Chroniques

par laurent bergnach

Il Turco in Italia | Le Turc en Italie
opéra de Gioacchino Rossini

Opéra de Lausanne
- 27 septembre 2006
Il Turco in Italia (Rossini) par Tobias Richter à l'Opéra de Lausanne
© marc vanappelghem

« Une femme qui a ri de son mari ne peut plus l'aimer », disait Balzac en son temps. Sur scène, on ne compte plus les héroïnes qui d’un époux se jouent, quitte à le ridiculiser publiquement si la leçon l'exige. Donna Fiorilla est une de ces coquettes délurées, habituée à piller les boutiques et à se faire les ongles, à une exception près : elle reste honnête, de même que son peureux de Don Geronio n'est pas un barbon dominateur, avare ou jaloux.

Avec Il Turco in Italia, Felice Romani, librettiste officiel de La Scala, a livré un dramma buffo en deux actes plein de tendresse. Malheureusement, la création du 14 août 1814 fut un désastre. Pour son troisième ouvrage présenté à Milan, le jeune Rossini (vingt-deux ans) est accusé d'avoir plagié son Italiana in Algeri, donné à Venise l'année précédente. Confusion dans les titres et jalousie de métropoles font passer le public à côté d'une musique entièrement nouvelle, composée en trois semaines, et d'un livret qui tente une mise en abyme du théâtre autant qu'un regard neuf sur l'Étranger.

En effet, entre Voltaire décrivant les Mahométans comme « tyrans des femmes et ennemis des arts » et le Bassa Selim exemplaire de Mozart, Rossini trouve un compromis : Selim est tantôt cruel, tantôt plein de civilité, objet de curiosité ou bien digne d'amour (Zaida). Bref, sans être encore dans le réalisme, on est loin de la caricature – ce qui fait l'intérêt de l'ouvrage. Il faut dire que le compositeur vit en pleine Restauration, une époque qui, après maintes révolutions et campagnes napoléoniennes, aspire au calme. Tobias Richter retrouve cette situation historique en investissant une station balnéaire des années cinquante, quintessence de la dolce vita. Belles élégantes, chaises longues ou ballades en Vespa, tout invite au farniente et à l'amour après le temps du chaos. Regrettant juste un plateau surchargé de meubles et de figurants, on entre vite dans cette atmosphère bouffonne où la finesse du jeu compte plus que les gags.

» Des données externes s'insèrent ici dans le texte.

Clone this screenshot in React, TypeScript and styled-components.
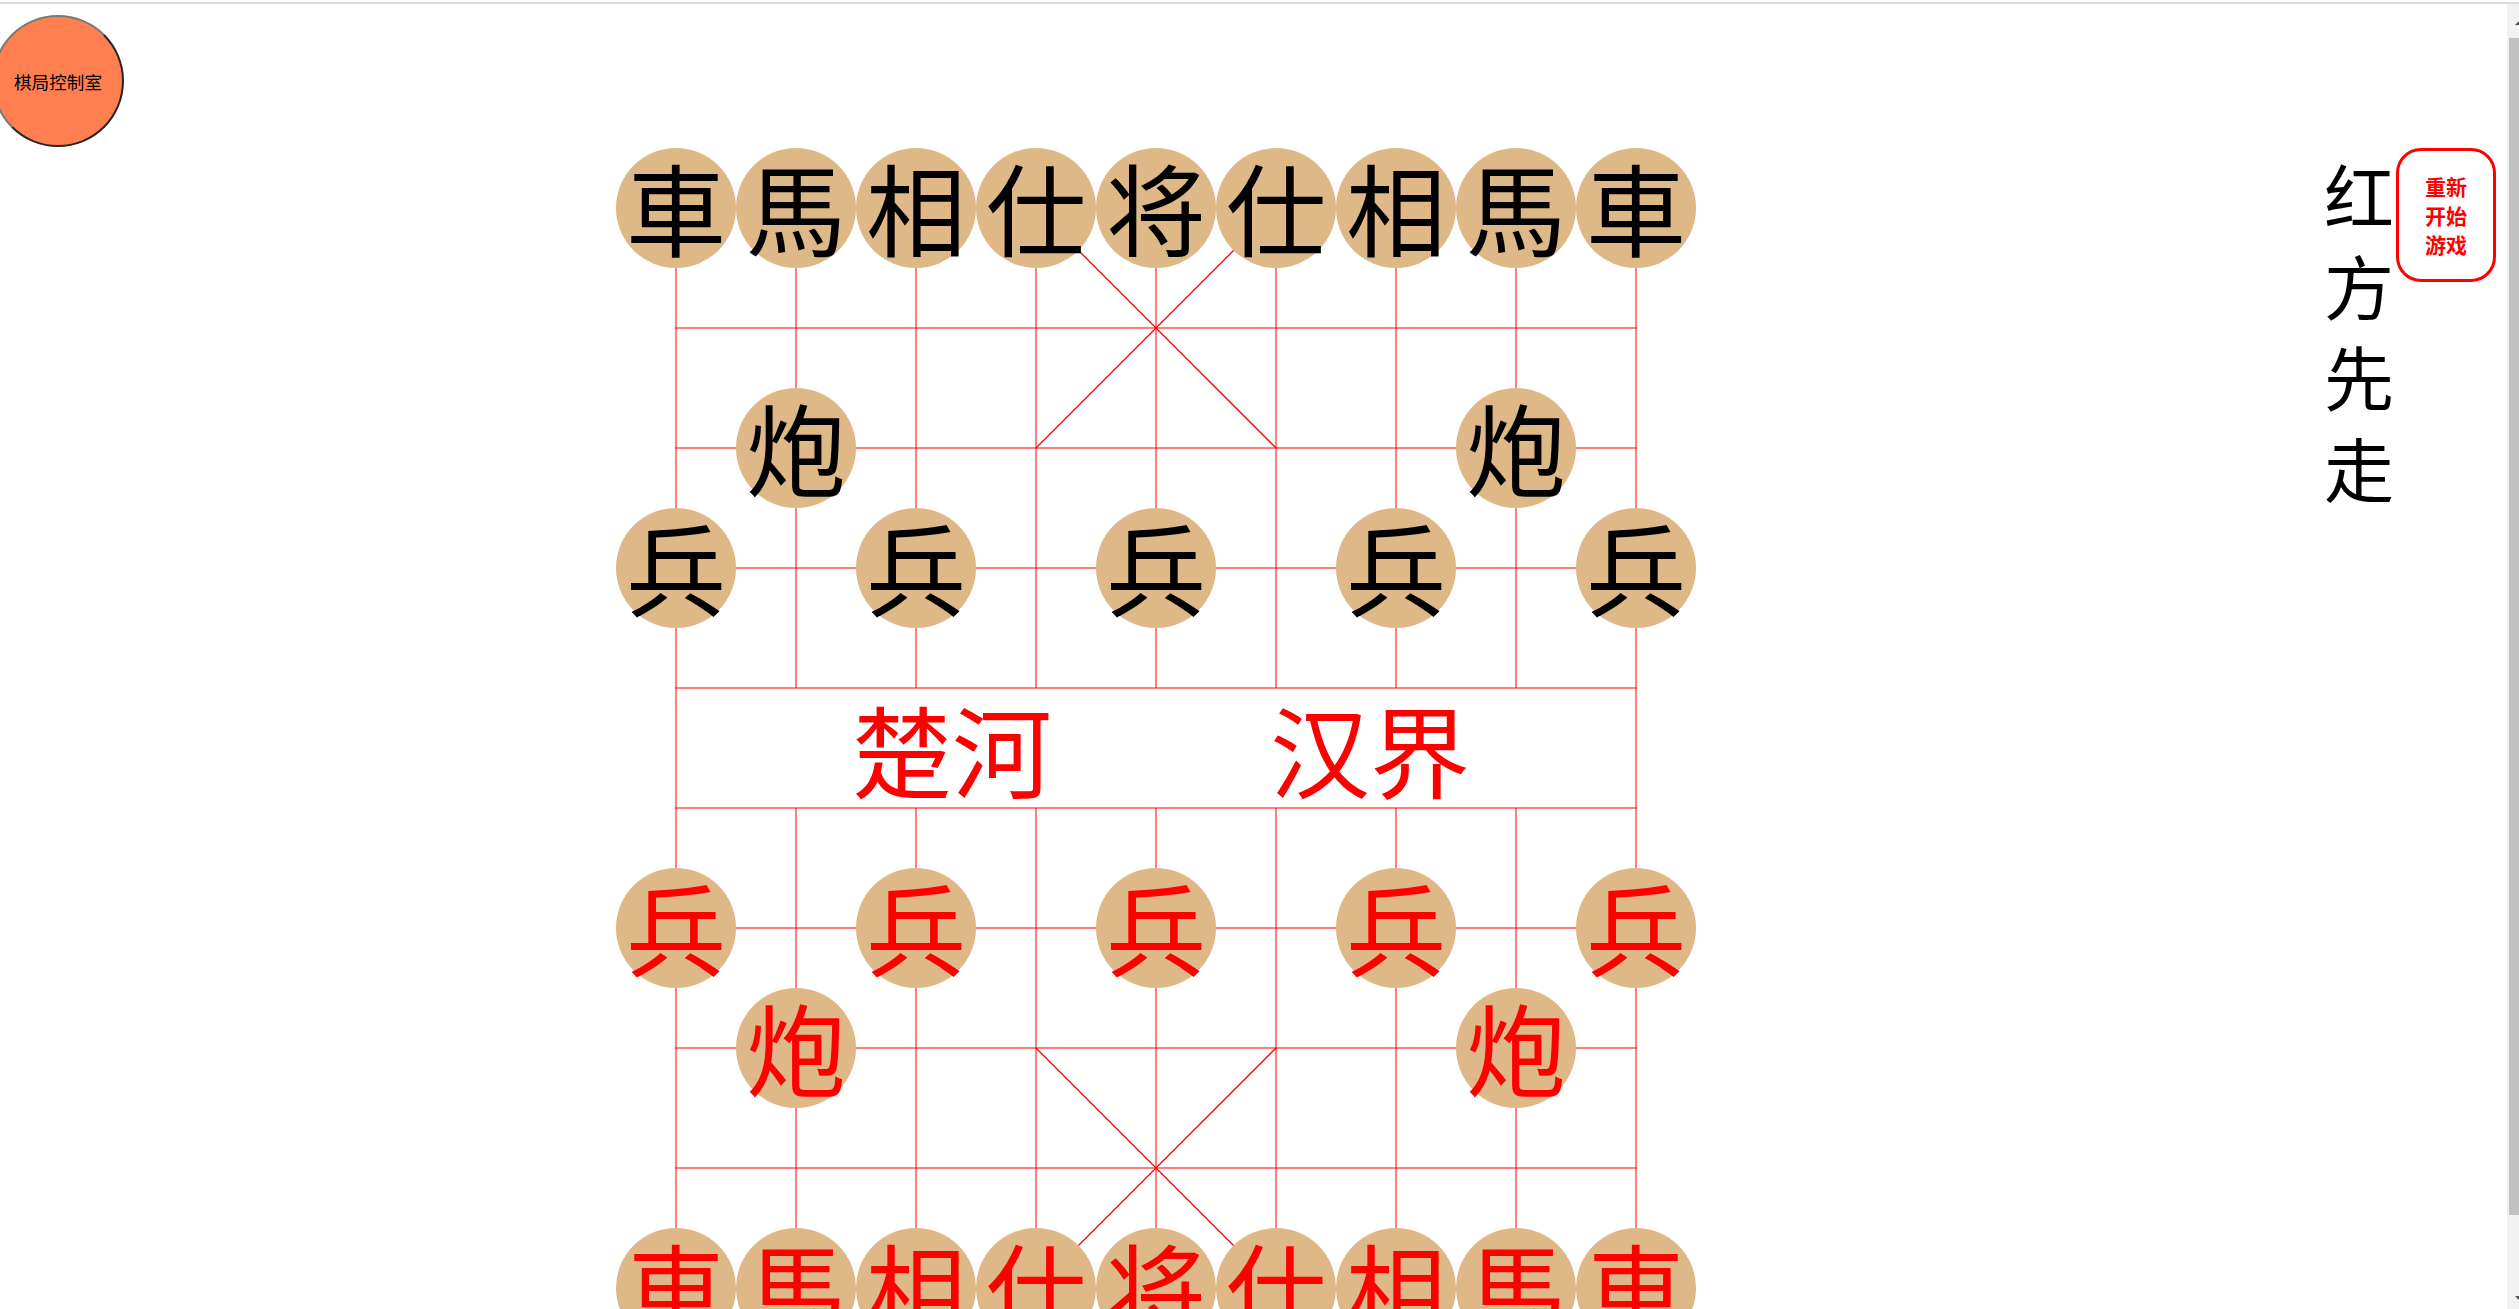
import React from 'react';
import styled, { createGlobalStyle } from 'styled-components';

const FONT = `"Noto Sans CJK SC", "Noto Sans", sans-serif`;

const GlobalStyle = createGlobalStyle`
  html, body {
    margin: 0;
    padding: 0;
    height: 100%;
    overflow: hidden;
    background: #ffffff;
  }
  body {
    font-family: ${FONT};
  }
`;

const Page = styled.div`
  position: relative;
  box-sizing: border-box;
  width: 100%;
  display: flex;
  align-items: flex-start;
  padding: 148px 23px 0 616px;
`;

const TopRule = styled.div`
  position: fixed;
  top: 2px;
  left: 0;
  right: 0;
  height: 2px;
  background: #dddbe2;
  z-index: 5;
`;

const ControlButton = styled.button`
  position: absolute;
  top: 15px;
  left: -8px;
  box-sizing: border-box;
  width: 132px;
  height: 132px;
  border-radius: 50%;
  border: 2px solid;
  border-color: #7a7a7a #262626 #262626 #7a7a7a;
  background: #ff7f50;
  color: #000;
  font-family: ${FONT};
  font-size: 17.6px;
  padding: 0;
  cursor: pointer;
`;

const Board = styled.div`
  position: relative;
  flex: none;
  width: 1080px;
  height: 1200px;
  display: grid;
  grid-template-columns: repeat(9, 120px);
  grid-template-rows: repeat(10, 120px);
`;

const BoardLines = styled.svg`
  position: absolute;
  left: 0;
  top: 0;
  width: 1080px;
  height: 1200px;
  z-index: 0;
`;

const Cell = styled.div`
  position: relative;
  z-index: 1;
  width: 120px;
  height: 120px;
`;

const Piece = styled.div<{ $side: 'red' | 'black' }>`
  width: 120px;
  height: 120px;
  border-radius: 50%;
  background: #deb887;
  color: ${(p) => (p.$side === 'red' ? '#ff0000' : '#000000')};
  font-family: ${FONT};
  font-size: 100px;
  line-height: 116px;
  text-align: center;
  user-select: none;
`;

const River = styled.div`
  position: relative;
  z-index: 1;
  grid-column: 1 / -1;
  grid-row: 5 / span 2;
  display: flex;
  align-items: center;
  justify-content: center;
  gap: 218px;
  padding-left: 10px;
  color: #ff0000;
  font-family: ${FONT};
  font-size: 100px;
  line-height: 1;
`;

const SidePanel = styled.div`
  margin-left: auto;
  display: flex;
  align-items: flex-start;
  gap: 2px;
`;

const TurnText = styled.div`
  width: 70px;
  font-family: ${FONT};
  font-size: 70px;
  line-height: 91px;
  color: #000;
`;

const RestartButton = styled.button`
  box-sizing: border-box;
  width: 100px;
  height: 134px;
  border: 3px solid #ff0000;
  border-radius: 25px;
  background: #ffffff;
  color: #ff0000;
  font-family: ${FONT};
  font-weight: 700;
  font-size: 21px;
  line-height: 29px;
  padding: 0 25px;
  cursor: pointer;
`;

const ScrollTrack = styled.div`
  position: fixed;
  top: 4px;
  right: 0;
  bottom: 0;
  width: 12px;
  background: #f1f1f1;
  z-index: 6;
`;

const ScrollThumb = styled.div`
  position: absolute;
  top: 34px;
  left: 2px;
  right: 0;
  height: 1177px;
  background: #c1c1c1;
`;

const ScrollArrow = styled.div<{ $dir: 'up' | 'down' }>`
  position: absolute;
  left: 8px;
  width: 0;
  height: 0;
  border-left: 4px solid transparent;
  border-right: 4px solid transparent;
  ${(p) =>
    p.$dir === 'up'
      ? `top: 17px; border-bottom: 4px solid #505050;`
      : `bottom: 9px; border-top: 4px solid #505050;`}
`;

type Side = 'red' | 'black';
type Slot = { ch: string; side: Side } | null;

const back = ['車', '馬', '相', '仕', '将', '仕', '相', '馬', '車'];

function makeRow(side: Side, kind: 'back' | 'cannon' | 'pawn' | 'empty'): Slot[] {
  return Array.from({ length: 9 }, (_, i) => {
    if (kind === 'back') return { ch: back[i], side };
    if (kind === 'cannon') return i === 1 || i === 7 ? { ch: '炮', side } : null;
    if (kind === 'pawn') return i % 2 === 0 ? { ch: '兵', side } : null;
    return null;
  });
}

const topRows: Slot[][] = [
  makeRow('black', 'back'),
  makeRow('black', 'empty'),
  makeRow('black', 'cannon'),
  makeRow('black', 'pawn'),
];

const bottomRows: Slot[][] = [
  makeRow('red', 'pawn'),
  makeRow('red', 'cannon'),
  makeRow('red', 'empty'),
  makeRow('red', 'back'),
];

const GRID = 'rgba(255,0,0,0.5)';

function Lines() {
  const verticals: React.ReactNode[] = [];
  for (let i = 0; i < 9; i++) {
    const x = 60 + i * 120;
    if (i === 0 || i === 8) {
      verticals.push(<line key={`v${i}`} x1={x} y1={60} x2={x} y2={1140} stroke={GRID} strokeWidth={2} />);
    } else {
      verticals.push(<line key={`vt${i}`} x1={x} y1={60} x2={x} y2={540} stroke={GRID} strokeWidth={2} />);
      verticals.push(<line key={`vb${i}`} x1={x} y1={660} x2={x} y2={1140} stroke={GRID} strokeWidth={2} />);
    }
  }
  const horizontals = Array.from({ length: 10 }, (_, j) => {
    const y = 60 + j * 120;
    return <line key={`h${j}`} x1={59} y1={y} x2={1021} y2={y} stroke={GRID} strokeWidth={2} />;
  });
  return (
    <BoardLines viewBox="0 0 1080 1200">
      {verticals}
      {horizontals}
      <line x1={420} y1={60} x2={660} y2={300} stroke="#ff0000" strokeWidth={1.3} />
      <line x1={660} y1={60} x2={420} y2={300} stroke="#ff0000" strokeWidth={1.3} />
      <line x1={420} y1={900} x2={660} y2={1140} stroke="#ff0000" strokeWidth={1.3} />
      <line x1={660} y1={900} x2={420} y2={1140} stroke="#ff0000" strokeWidth={1.3} />
    </BoardLines>
  );
}

function renderRows(rows: Slot[][], prefix: string) {
  return rows.flatMap((row, r) =>
    row.map((slot, c) => (
      <Cell key={`${prefix}-${r}-${c}`}>
        {slot && <Piece $side={slot.side}>{slot.ch}</Piece>}
      </Cell>
    ))
  );
}

export default function App() {
  return (
    <>
      <GlobalStyle />
      <TopRule />
      <Page>
        <ControlButton>棋局控制室</ControlButton>
        <Board>
          <Lines />
          {renderRows(topRows, 't')}
          <River>
            <span>楚河</span>
            <span>汉界</span>
          </River>
          {renderRows(bottomRows, 'b')}
        </Board>
        <SidePanel>
          <TurnText>红方先走</TurnText>
          <RestartButton>重新开始游戏</RestartButton>
        </SidePanel>
      </Page>
      <ScrollTrack>
        <ScrollArrow $dir="up" />
        <ScrollThumb />
        <ScrollArrow $dir="down" />
      </ScrollTrack>
    </>
  );
}
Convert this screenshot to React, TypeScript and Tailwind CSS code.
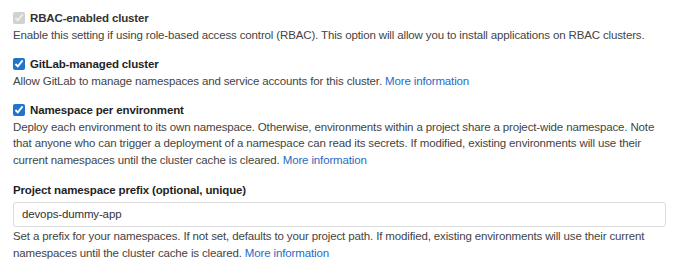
import { useState } from "react";

function CheckRow({
  label,
  checked,
  disabled,
  onChange,
  children,
}: {
  label: string;
  checked: boolean;
  disabled?: boolean;
  onChange?: () => void;
  children: React.ReactNode;
}) {
  return (
    <div className="mb-[13px]">
      <label className="flex items-center gap-[5px]">
        <input
          type="checkbox"
          checked={checked}
          disabled={disabled}
          onChange={onChange}
          className="m-0 h-[12px] w-[12px] accent-[#1f75cb]"
        />
        <span className={`font-bold ${disabled ? "text-[#333]" : "text-[#1f1f1f]"}`}>
          {label}
        </span>
      </label>
      <p className="text-[#444]">{children}</p>
    </div>
  );
}

const More = () => (
  <a href="#" className="text-[#1f6bc4]">
    More information
  </a>
);

export default function App() {
  const [managed, setManaged] = useState(true);
  const [perEnv, setPerEnv] = useState(true);
  const [prefix, setPrefix] = useState("devops-dummy-app");

  return (
    <div
      className="w-[690px] h-[267px] bg-white pl-[13px] pr-[24px] pt-[10px] text-[11.5px] tracking-[-0.14px] leading-[16.5px] overflow-hidden"
      style={{ fontFamily: "'Liberation Sans', Arial, sans-serif" }}
    >
      <CheckRow label="RBAC-enabled cluster" checked disabled>
        Enable this setting if using role-based access control (RBAC). This option will allow you
        to install applications on RBAC clusters.
      </CheckRow>
      <CheckRow
        label="GitLab-managed cluster"
        checked={managed}
        onChange={() => setManaged(!managed)}
      >
        Allow GitLab to manage namespaces and service accounts for this cluster. <More />
      </CheckRow>
      <div className="mb-[14px]">
        <CheckRowInner
          label="Namespace per environment"
          checked={perEnv}
          onChange={() => setPerEnv(!perEnv)}
        />
        <p className="text-[#444]">
          Deploy each environment to its own namespace. Otherwise, environments within a project
          share a project-wide namespace. Note that anyone who can trigger a deployment of a
          namespace can read its secrets. If modified, existing environments will use their
          current namespaces until the cluster cache is cleared. <More />
        </p>
      </div>
      <label className="block font-bold text-[#1f1f1f]">
        Project namespace prefix (optional, unique)
      </label>
      <input
        type="text"
        value={prefix}
        onChange={(e) => setPrefix(e.target.value)}
        className="mt-[3px] block h-[25px] w-full rounded-[3px] border border-[#dcdcde] px-[8px] text-[#333] outline-none"
      />
      <p className="mt-[1.5px] text-[#444]">
        Set a prefix for your namespaces. If not set, defaults to your project path. If modified,
        existing environments will use their current namespaces until the cluster cache is
        cleared. <More />
      </p>
    </div>
  );
}

function CheckRowInner({
  label,
  checked,
  onChange,
}: {
  label: string;
  checked: boolean;
  onChange: () => void;
}) {
  return (
    <label className="flex items-center gap-[5px]">
      <input
        type="checkbox"
        checked={checked}
        onChange={onChange}
        className="m-0 h-[12px] w-[12px] accent-[#1f75cb]"
      />
      <span className="font-bold text-[#1f1f1f]">{label}</span>
    </label>
  );
}
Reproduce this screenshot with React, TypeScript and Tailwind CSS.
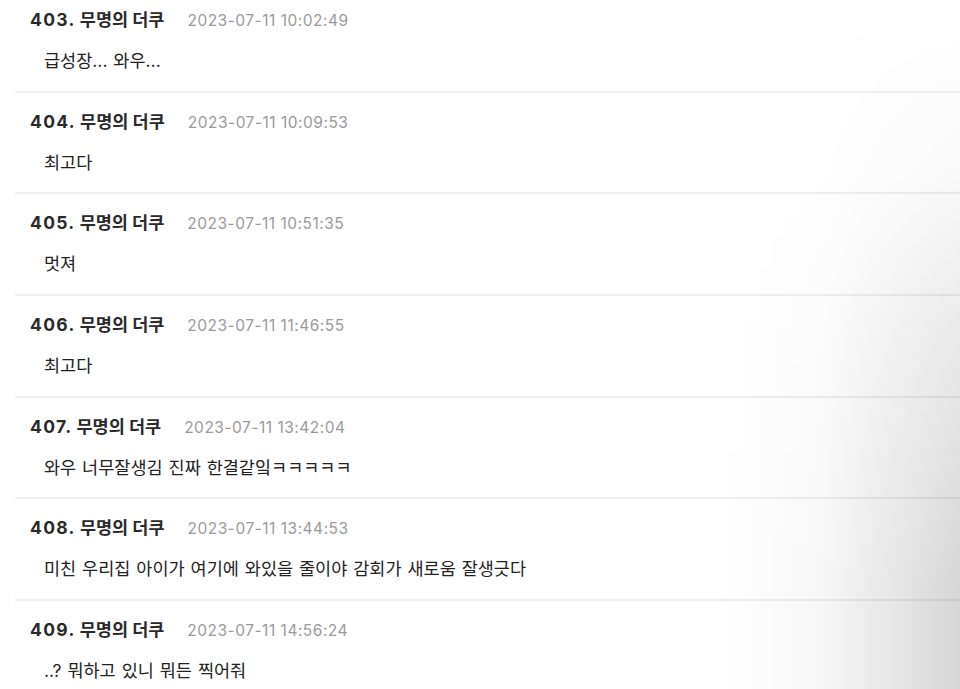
import React from 'react'

type Comment = {
  no: number
  name: string
  date: string
  body: string
}

const comments: Comment[] = [
  { no: 403, name: '무명의 더쿠', date: '2023-07-11 10:02:49', body: '급성장... 와우...' },
  { no: 404, name: '무명의 더쿠', date: '2023-07-11 10:09:53', body: '최고다' },
  { no: 405, name: '무명의 더쿠', date: '2023-07-11 10:51:35', body: '멋져' },
  { no: 406, name: '무명의 더쿠', date: '2023-07-11 11:46:55', body: '최고다' },
  { no: 407, name: '무명의 더쿠', date: '2023-07-11 13:42:04', body: '와우 너무잘생김 진짜 한결같잌ㅋㅋㅋㅋㅋ' },
  { no: 408, name: '무명의 더쿠', date: '2023-07-11 13:44:53', body: '미친 우리집 아이가 여기에 와있을 줄이야 감회가 새로움 잘생긋다' },
  { no: 409, name: '무명의 더쿠', date: '2023-07-11 14:56:24', body: '..? 뭐하고 있니 뭐든 찍어줘' },
]

function CommentRow({ c }: { c: Comment }) {
  return (
    <li className="ml-[15px] h-[101.7px] border-b-2 border-[#efefef] pt-[18px]">
      <div className="flex h-[22px] items-baseline pl-[15px] leading-[22px]">
        <span className="text-[17.5px] font-bold text-[#2a2a2a]">
          <span className="tracking-[1.3px]">{c.no}.</span> {c.name}
        </span>
        <span className="ml-[23px] text-[15.5px] tracking-[0.5px] text-[#9a9a9a]">{c.date}</span>
      </div>
      <p className="mt-[19px] h-[22px] pl-[29px] text-[17.5px] leading-[22px] text-[#222] [word-spacing:1px]">
        {c.body}
      </p>
    </li>
  )
}

export default function App() {
  return (
    <div className="relative h-[689px] w-[960px] overflow-hidden bg-white font-['Inter','Noto_Sans_CJK_KR',sans-serif]">
      <ul className="mt-[-9px]">
        {comments.map((c) => (
          <CommentRow key={c.no} c={c} />
        ))}
      </ul>

      {/* soft shadow falling on the right edge */}
      <div className="pointer-events-none absolute inset-y-0 right-0 w-[250px] bg-[linear-gradient(to_right,rgba(0,0,0,0)_0%,rgba(0,0,0,0.03)_45%,rgba(0,0,0,0.16)_100%)] [mask-image:linear-gradient(to_bottom,transparent_0%,rgba(0,0,0,0.15)_25%,rgba(0,0,0,0.55)_50%,black_85%)]" />
    </div>
  )
}
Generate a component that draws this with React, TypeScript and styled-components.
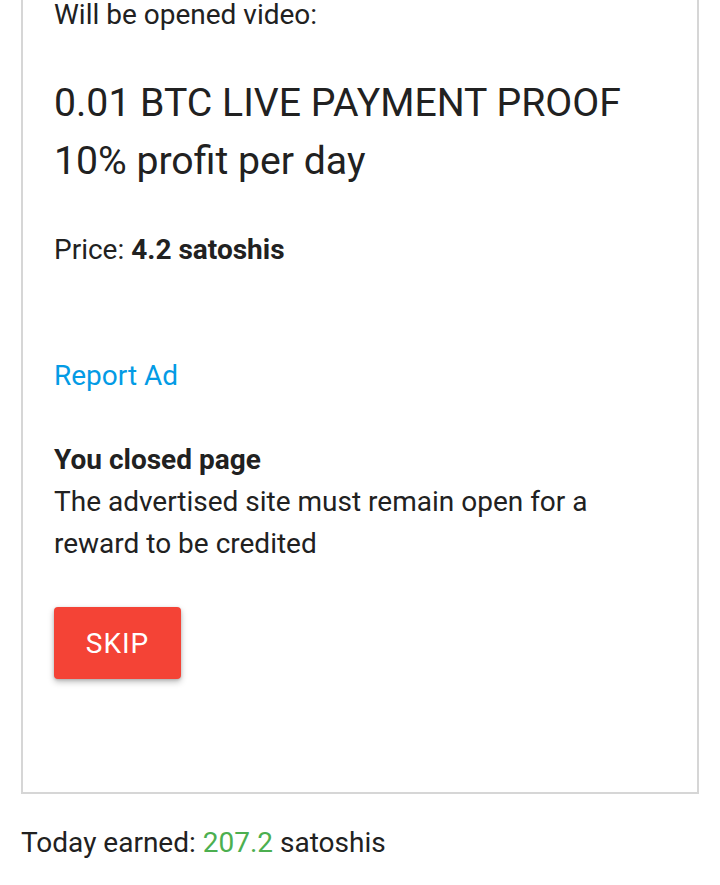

Originaire de Riga, Inga Kalna est une Fiorilla attachante, à l'aise dans ses vocalises, dont le timbre d’abord un peu dur s'arrondit rapidement. On est bluffé par sa tentative d'amadouer le mari (Alberto Rinaldi expressif), comme à la treizième scène de l'Acte I. Avec de la rondeur, un chant souple et évident, Brigitte Hool offre une Zaida pleine d'esprit. Membres de l'EnVOL, on se réjouit de retrouver bientôt le soprano dans Amelia al ballo, en compagnie de Davide Cicchetti, ici Albazar corsé. Avouant quarante-cinq productions de l'ouvrage, basso di agilitá un peu raide au départ, Simone Alaimo incarne Selim avec vaillance. Même vitalité chez le Prosdocimo de Riccardo Novaro, crédible en poète qui cherche l’inspiration. Tendu sur certains passages vers l'aigu, Kenneth Tarver offre un Don Narciso d'une riche couleur. Le Chœur de l'Opéra de Lausanne est excellent et le chef Paolo Arrivabeni nuancé et tonique, parfaitement respectueux des chanteurs. Ce spectacle sera repris à l'Opéra de Vichy dans le cadre des Rencontres Lyriques Européennes, le samedi 14 octobre.